I can't help but think the reason we've heard so much about Richard Spencer the last few days is that the Team Blue media is having a hard time backing up the "Bannon and Trump are White Supremacists" claims. The stories follow the pattern "Nazis meet to make Nazi salutes and plan genocide. This meeting of the alt-right is concerning. Trump just appointed the leader of the alt-right as his chief strategist. Trump is a Nazi!"
I've been spreading this blog around, because I think it's really important, and well-argued. Anybody who thinks Trump is a racist/sexist/homophobe needs to read it. And this guy is no Trumpist:
http://slatestarcodex.com/2016.....ying-wolf/
That's been posted here several times, but definitely worth spreading around as much as possible.
Clearly I don't come here often enough... 🙂
How about we take one of those islands in the Pacific and send McMullin and the 200 guys who showed up at that Alt Right convention and put them there.
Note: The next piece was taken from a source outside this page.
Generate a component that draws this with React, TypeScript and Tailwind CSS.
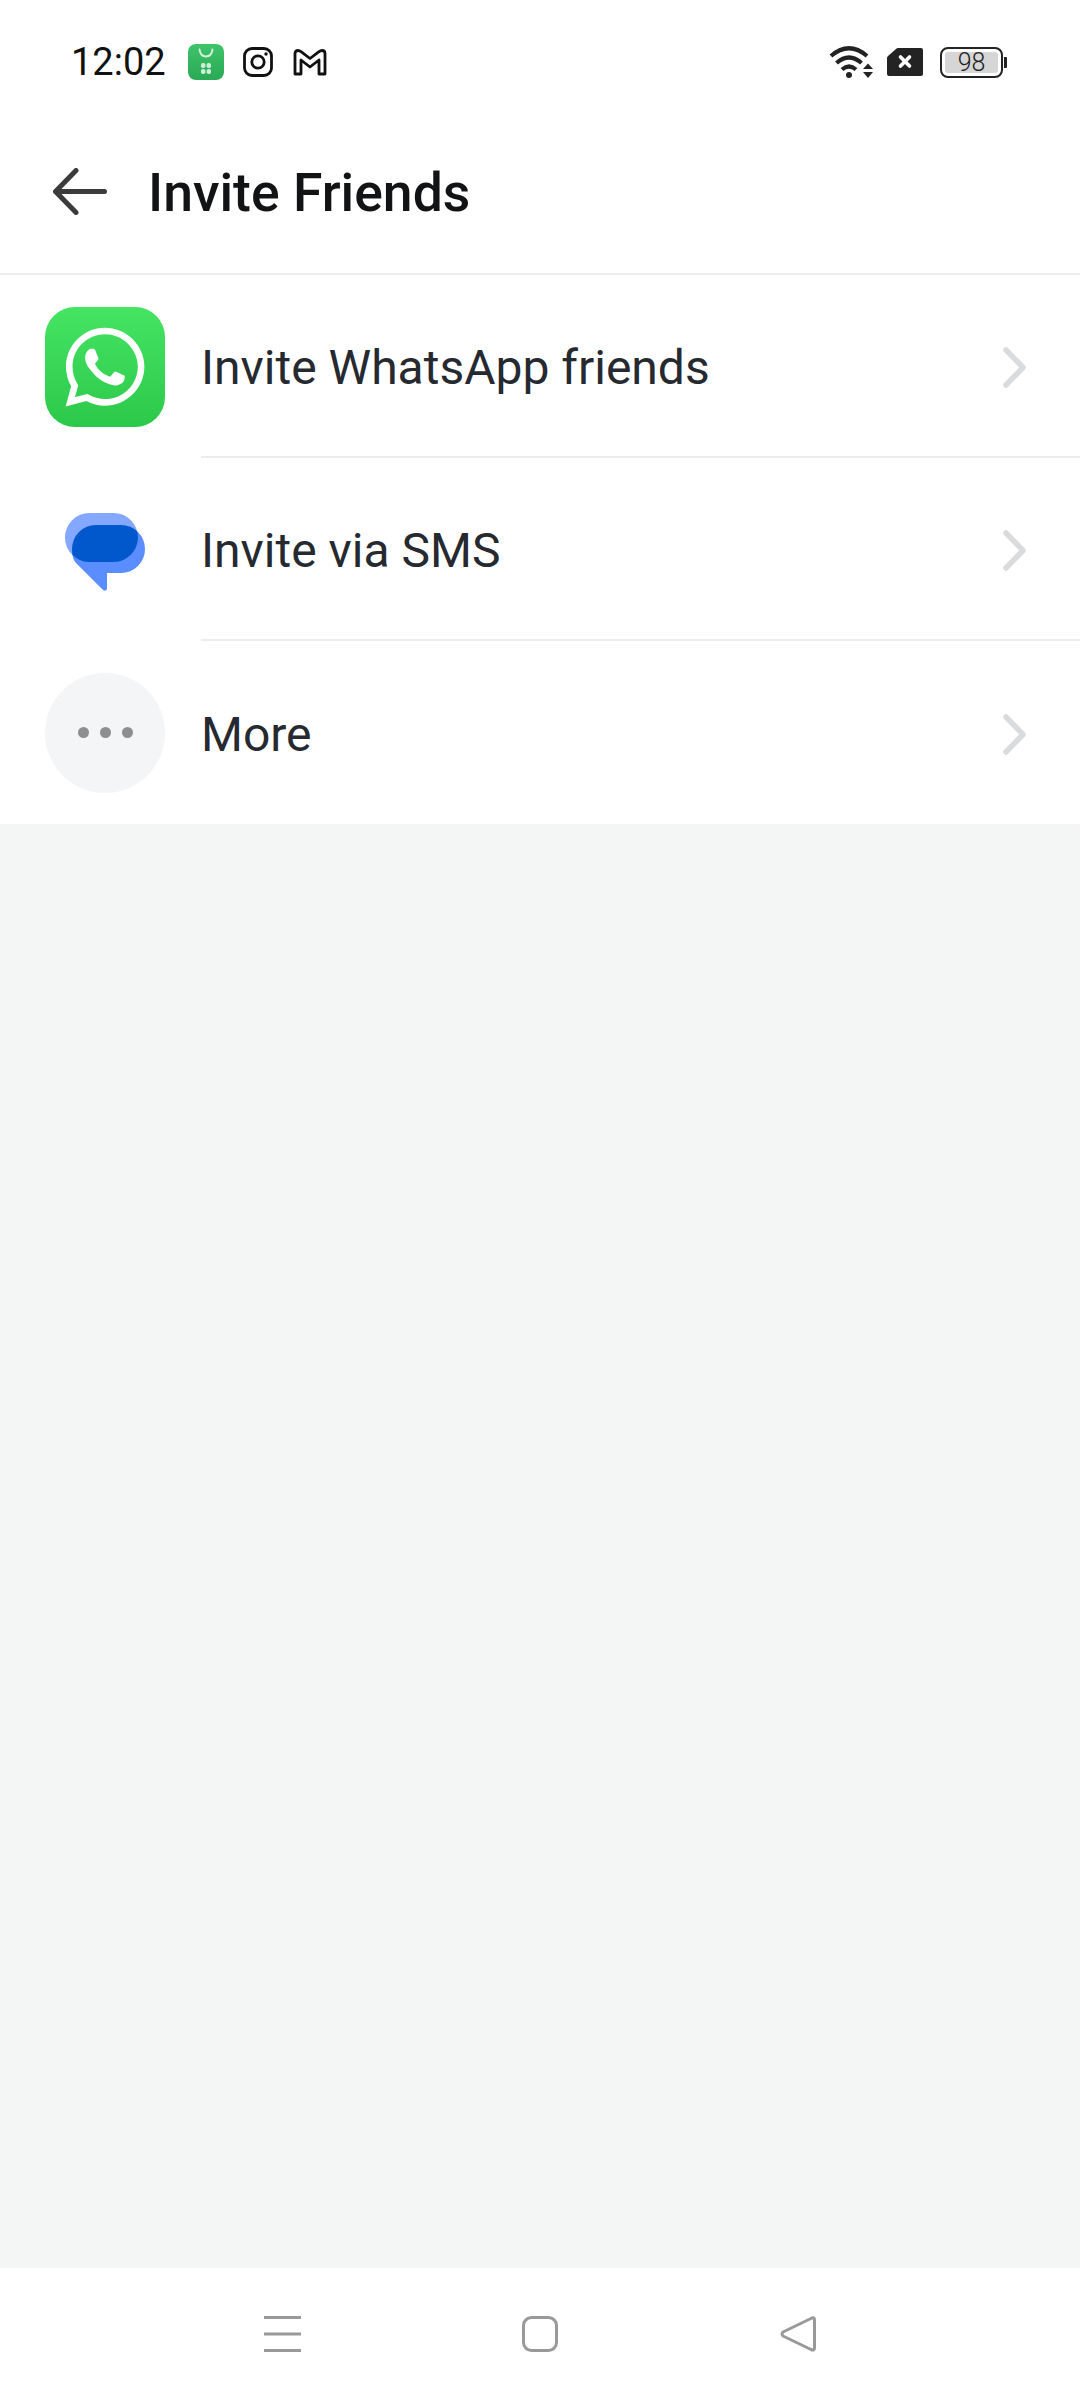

They can create there own little "Constitutional Conservative" Utopia and the rest of us can forget they existed.
I don't know about you, but i will think of him every time i eat a McDonald's breakfast sandwich. And then again twenty minutes later when my body is done with it.
"Hillary Clinton, for understandable reasons, is keeping a low profile."
Except when she's on TV telling her supporters to stop assaulting people, vandalizing property, blocking public roadways and uttering death threats?
I mean, I presume she's doing all that stuff, right?
No. It's Trump that is responsible for all of those things.
/Conventional Wisdom
Well, yeah. All he had to do was drop out of the election and let Hillary win and none of this would have happened.
It's a good thing Trump won, or there would still be supporters contesting the election and calling for recounts.
Non-factor is non-factor.
Gary Johnson's strategy must have worked -- he got 3 times as many votes as he did last time.
I suspect you're being facetious, but the LP could have gotten 3X as many votes by simply sending direct mail and handing out bumper stickers.
Their "strategy" this year ('go centrist-left/pragmatic'), in my opinion, resulted in losing votes they *should* have had.... rather than deserving credit for all their improvement over 2012.
They could have gotten 5% *easy* with better candidates and a less-wishy-washy message. its just my opinion, but i could argue this all day. I think this year was (mostly) a gigantic waste.
I know Sarwark has some good points about the gains they've made downticket and the vast number of new ballots they'll be on now, and how this was all due to the less-doctrinaire approach of GJ/Weld, and how the latter deserves more credit than he's been given for fundraising and 'making the tent bigger'.. etc.
but i don't really buy it. mostly. I guess the main problem with my argument is, "what alternative was actually possible"? Peterson & Mcafee wouldn't have necessarily been the bigger winners i imagine. So basically my argument is all based on the theory that "Someone" could have been better. Just that none of the people who actually showed up were that someone. Its all hypothetical.
I'm just going with "it's good that they did better than usual".
I think you are probably right that some hypothetical candidate could have done better than Johnson. But it is unclear who that would have been. And the LP doesn't exactly have a great history of finding great candidates with broad appeal outside of the hard-core.
All I can say is that if they'd nominated Ron Paul or some other prolife, liberty-oriented candidate, they'd have gotten my vote, but Johnson and Weld didn't do it for me.
Of course, I'm not what you'd call a representative voter, but there may have been others like me.
The LP really needs to focus more on state level recruitment. Spending so much time on national stuff is why we end up with Republican retreads and unknowns.
agree.
That one's kind of tricky for the LP. I think their platform is pro-legal-abortion. And it's hard to say, but I think most self identified libertarians are pro-choice on abortion. But they probably could do well with a pro-life candidate too. Ron Paul being an excellent example.
Either way, they are going to annoy a big chunk of their potential voters if they pick a candidate who makes abortion a central issue. Ron Paul, again, did well with that with his 2012 campaign, targeting his message to the audience he was in front of.
Evan McMullin is kinda lame.
I was one of the MN McMullin voters. After reading what he has to say now, I am disappointed in him. He sounds like another liberal shill. Thank God he did not get Hillary elected! MINNEMUSKIE
Yea, with the aid of the dirtbags in the media that were in Cruelle DeVille's pocket. Had they not considered Orange Sauron the easiest candidate to beat, this shit would have gone down very differently.